Я старался сохранить такое положение вещей, поскольку финансы меня по-прежнему не поджимали. Моя ретирада от пытливости «гарвардского однокашника» переросла в некое подобие каникул. Несколько недель я петлял по западным штатам, объехав Колорадо, Нью-Мексико, Аризону, Вайоминг, Неваду, Айдахо и Монтану, задерживаясь всякий раз, когда ландшафты интриговали меня. А поскольку в ландшафты обычно вписывались какие-нибудь очень обаятельные и чувственные женщины, я пребывал в неизменно заинтригованном состоянии.
Хотя мое представление о себе как о преступнике мало-помалу размывалось и тускнело, о реабилитации я даже не помышлял. Более того, заботясь о будущем, я задержался в большом метрополисе в Скалистых горах ровно на столько времени, сколько потребовалось, чтобы обзавестись парой документов фиктивного пилота гражданской авиации.
С помощью тех же процедур, которые позволили мне выдать себя за Фрэнка Уильямса, первого офицера компании «Пан-Ам», я сотворил Фрэнка Адамса, якобы второго пилота «Транс Уорлд Эйрвейз», вкупе с мундиром, липовым удостоверением и поддельной летной лицензией FAA. Я также состряпал набор подложных документов, позволявших мне в образе Фрэнка Уильямса быть пилотом хоть «Пан-Ам», хоть TWA.

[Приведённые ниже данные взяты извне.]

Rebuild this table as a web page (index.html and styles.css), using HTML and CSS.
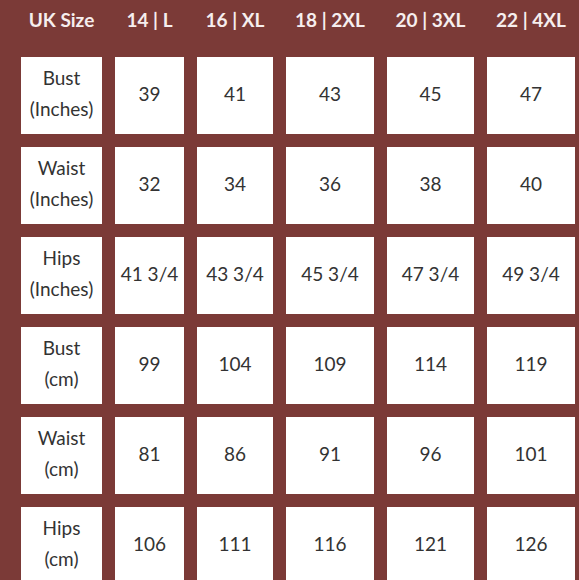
FILE: index.html
```html
<!DOCTYPE html>
<html lang="en">
<head>
<meta charset="utf-8">
<title>Size Chart</title>
<link rel="stylesheet" href="styles.css">
</head>
<body>
<div class="chart">
  <div class="head">UK Size</div>
  <div class="head">14 | L</div>
  <div class="head">16 | XL</div>
  <div class="head">18 | 2XL</div>
  <div class="head">20 | 3XL</div>
  <div class="head">22 | 4XL</div>

  <div class="cell">Bust<br>(Inches)</div>
  <div class="cell">39</div><div class="cell">41</div><div class="cell">43</div><div class="cell">45</div><div class="cell">47</div>

  <div class="cell">Waist<br>(Inches)</div>
  <div class="cell">32</div><div class="cell">34</div><div class="cell">36</div><div class="cell">38</div><div class="cell">40</div>

  <div class="cell">Hips<br>(Inches)</div>
  <div class="cell">41 3/4</div><div class="cell">43 3/4</div><div class="cell">45 3/4</div><div class="cell">47 3/4</div><div class="cell">49 3/4</div>

  <div class="cell">Bust<br>(cm)</div>
  <div class="cell">99</div><div class="cell">104</div><div class="cell">109</div><div class="cell">114</div><div class="cell">119</div>

  <div class="cell">Waist<br>(cm)</div>
  <div class="cell">81</div><div class="cell">86</div><div class="cell">91</div><div class="cell">96</div><div class="cell">101</div>

  <div class="cell">Hips<br>(cm)</div>
  <div class="cell">106</div><div class="cell">111</div><div class="cell">116</div><div class="cell">121</div><div class="cell">126</div>
</div>
</body>
</html>
```

FILE: styles.css
```css
html, body {
  margin: 0;
  padding: 0;
  background: #7b3a37;
  overflow: hidden;
}

.chart {
  display: grid;
  grid-template-columns: 81px 69px 76px 88px 87px 88px;
  grid-template-rows: 44px repeat(6, 77px);
  column-gap: 13px;
  row-gap: 13px;
  padding-left: 21px;
  font-family: Lato, "Open Sans", sans-serif;
}

.head {
  display: flex;
  align-items: center;
  justify-content: center;
  padding-bottom: 5px;
  color: #f6eeee;
  font-weight: 700;
  font-size: 19px;
  white-space: nowrap;
}

.cell {
  display: flex;
  align-items: center;
  justify-content: center;
  text-align: center;
  padding-bottom: 5px;
  background: #ffffff;
  color: #333333;
  font-size: 19px;
  line-height: 31px;
  white-space: nowrap;
}
```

Вскоре после того меня занесло в Юту – штат, примечательный не только впечатляющей географией и мормонской историей, но и обилием кампусов колледжей. Присвоив пару дипломов, я счел подобающим хотя бы ознакомиться с университетскими кампусами, и потому посетил в Юте несколько колледжей, прогулявшись по их территории и насладившись академическими видами, особенное внимание уделяя студенточкам. В одном кампусе было столько очаровательных девушек, что меня подмывало записаться в студенты.
Вместо того я стал преподавателем.
Как-то раз под вечер, когда я прохлаждался у себя в номере мотеля, почитывая местную газету, мое внимание привлекла заметка об ожидающейся нехватке летних преподавателей в одном из университетов. В ней цитировались слова декана факультета, некоего доктора Эймоса Граймза, весьма озабоченного поисками замены на лето двум профессорам социологии. «Похоже, нам придется искать квалифицированный персонал, готовый преподавать всего три месяца, за пределами штата», – говорил доктор Граймз в статье.
Картина уединения в аудитории с дюжиной или около того сексапильных красоток пленила мое воображение, и устоять я не мог. Я позвонил доктору Граймзу.
– Доктор Граймз, это Фрэнк Адамс, – энергично провозгласил я. – У меня диплом доктора философии по социологии Колумбийского университета в Нью-Йорке. Я тут в гостях, доктор, и узнал из газеты, что вы ищете преподавателей социологии.
– Да, мы определенно заинтересованы в поисках людей, – осторожно ответил доктор Граймз. – Разумеется, вы понимаете, что речь идет о сугубо временной должности, только на лето. Как я понимаю, у вас есть опыт преподавания?
– О, да, – беспечно заявил я. – Хотя несколько лет я этим не занимался. Позвольте разъяснить мою ситуацию, доктор Граймз. Я пилот компании «Транс Уорлд Эйрвейз» и буквально только что списан на землю на шесть месяцев по медицинским соображениям, из-за воспаления внутреннего уха, в настоящее время препятствующего моим полетам. Я присматривал, чем бы заняться на это время, и, когда увидел статью, сообразил, что было бы приятно на время вернуться в аудиторию.
Прежде чем поступить в TWA, я два года прослужил профессором социологии в Городском колледже Нью-Йорка.
– Что ж, определенно похоже, что вы вероятный кандидат на один из наших постов, доктор Адамс, – проникнувшись энтузиазмом, провозгласил доктор Граймз. – Почему бы вам не наведаться ко мне в кабинет завтра утром, чтобы мы могли об этом потолковать?